Many people have told me I’m too quiet. I’m always self-conscious about how much I speak; sometimes thinking that whoever speaks the loudest has the least to say. I never want to be a blowhard. Know that if you meet me and I seem quiet, it’s because I’m more interested in what you have to say than I am in speaking.
The strange heat of the body excites upon hearing its name.
Often I’m too deep inside myself to talk. Right now I’m wondering how aliefs relate to dreams and writing. I don’t believe that waking and dreaming are diametrically opposed. This is to say waking can also be dreaming. And although I don’t believe this realm is of a higher ordered significance in comparison to the dream, I function under the alief that it is. How do I change that? My friend Avery suggested to me that people hold dream meet-ups as a way to establish a shared landscape, which could then be maintained continuously by shifts of dreamers.
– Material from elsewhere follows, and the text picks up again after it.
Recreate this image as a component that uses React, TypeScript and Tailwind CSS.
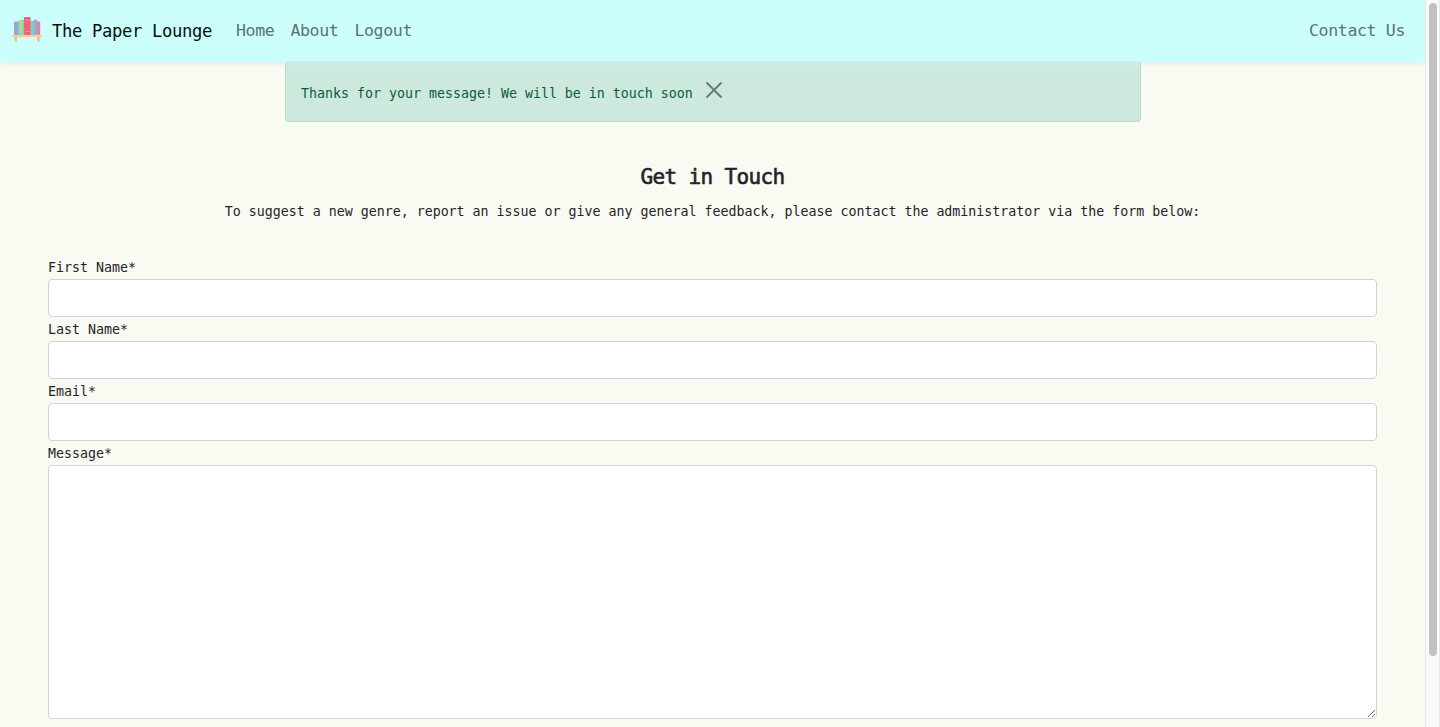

My wife says I could use to break my head open more. This is how I know she loves me.
I wonder what it was like to be the first sentient being, waiting for
others to join them here. I think about this when I’m writing a poem, and then reading it for people. Who’s willing to join me in these bubbles of consciousness? I also try not to think about this too much when writing, because I want the bubble to stay a bubble. I feel like the more signposts I put in a poem, the less it’s a poem, the less it’s another place.
My daughter likes tricks. I pull my thumb apart. I roll a sheet of paper into a tube and tell her to look through it with one eye. Then I move her hand, palm facing her, next to the tube. There’s a hole in her hand.
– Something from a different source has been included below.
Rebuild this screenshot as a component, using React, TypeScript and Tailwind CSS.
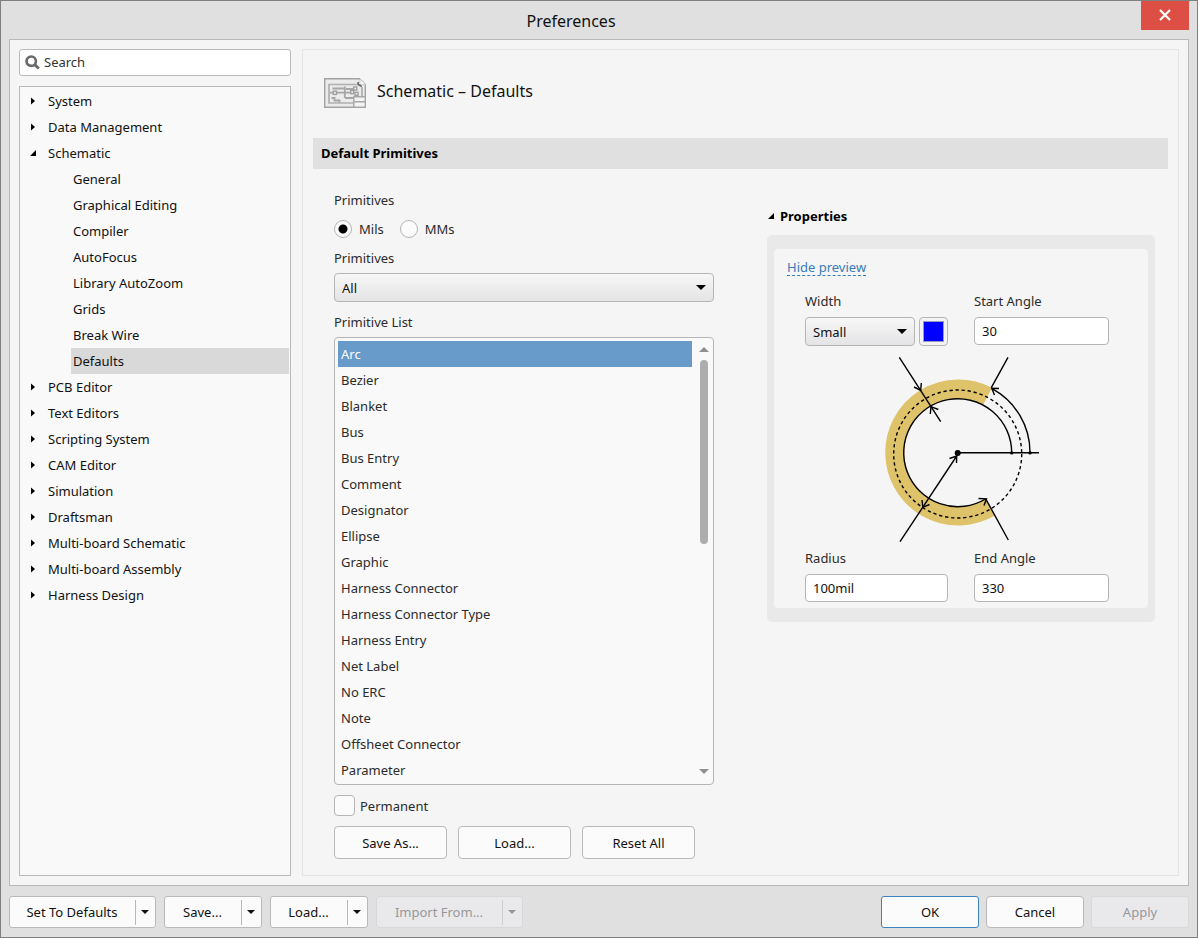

I wonder what you came here looking for. Both into this world and where you are right now, reading these words. Do you want to learn something new? Do you want to read something that makes you think Yes! I too have felt these things. Or do you want to come into my bubble? How much disbelief can you meet with suspension? How strong are your aliefs?
Tonight I will dream the consciousness of water for you
An epoch long slither
Digging new canyons through the mesa
Remember me there
In heather light
I met a group of people who organized DMT meet-ups. Each of us would take DMT at the same time once a week and try to find each other in the DMT place. The best time of day to smoke DMT is the lavender hour, with shades half drawn. I’d exhale and watch everything dissolve into the smoke. I try to live that way. To be that smoke adrift, a sail cut through time.
I’m trying to cut through alief.
I grew up near a waterfall. I remember an afternoon in the grass of a hill looking down on it. My mother taught me how to whistle on a leaf. I’m still there, a permanent sunshine smiling upon us.
What have learned without learning? What are you willing to leave where you are?
Are you looking for a trick? You are a question asking itself in reverse. A hole through all of it.
In small pulls I am slowly unknowing myself. I will prove to you that nothing is always an answer to someone’s question.